Given the nouveau roman’s ultimate lack of any clear objective other than “defamiliarization,” which made most of its works intolerably boring and nihilistic, the postmodern novel has finally renounced its attempt to renew narrative prose. My “last French novels” were masterpieces because at this early stage of the movement, their linguistic pathology plausibly corresponded, as Beckett’s theater dialogue had succeeded in doing, to the pathologies of a postwar society whose norms, in the first place those of marriage, had lost their legitimacy. As witness Robbe-Grillet’s obsessively “jealous” husband and Lol’s betrayal by her fiancé for the sake of a femme fatale, without in either case the apparently indifferent social order rallying to their support. That Michel Houellebecq is today the only undoubtedly important French novelist is certainly no proof of what Brunetière had optimistically called l’évolution des genres.

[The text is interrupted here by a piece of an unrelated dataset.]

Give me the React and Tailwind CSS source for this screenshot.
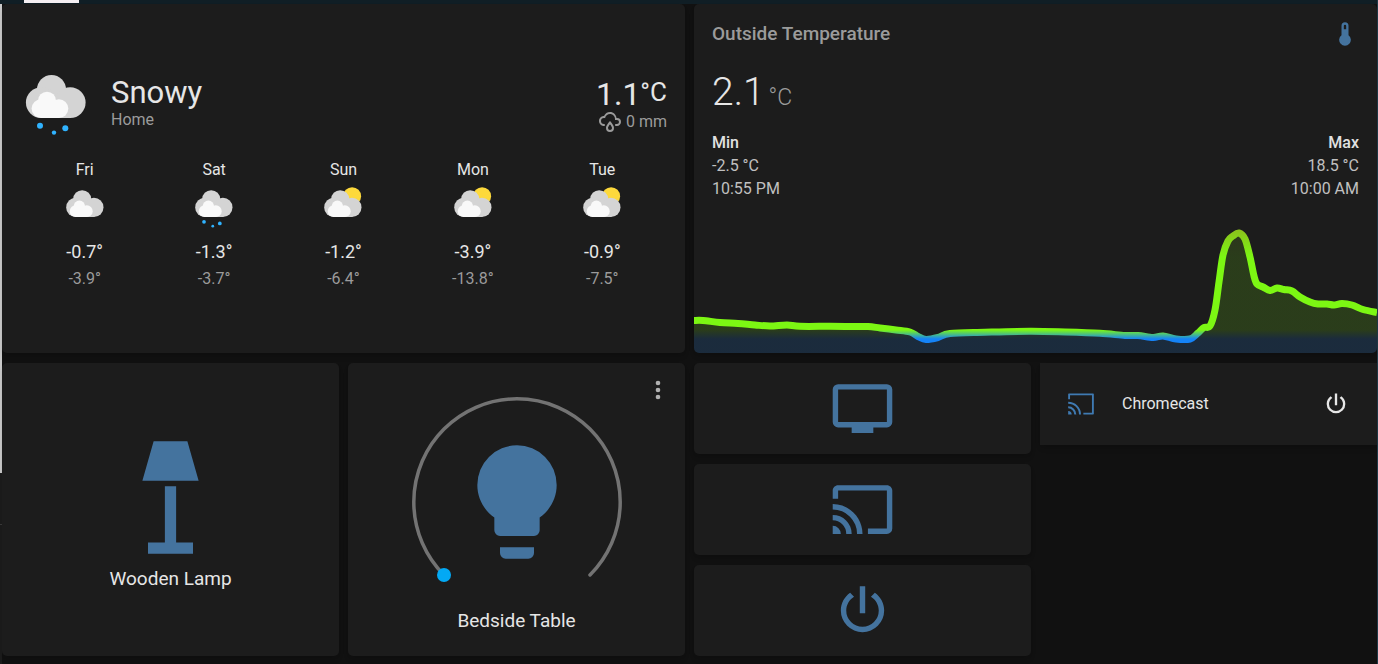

At any rate, narration as such does not seem in danger. The fact that language is no longer its principal support, relegating the novel to a passe-temps for the idle or retired, is perhaps an inevitable effect of the screenic. I am far from the first to warn of the screen’s dangers, common since the introduction of talking pictures in the 1930s, to the purely verbal forms of narration.
I would love to see lyric poetry, which is in no way in competition with screenic modes, recreate a hierarchy of value to replace the distorted playing-field on which considerations of funding and PC far outweigh the evaluation of linguistic skill or literary refinement. But Gresham’s law has never been more applicable to the arts than in our Social Media era, where only the complexity and expense of film production permit of a reasonable level of esthetic discrimination.
Nonetheless, art, in whatever form, does not yet seem ready to desert us.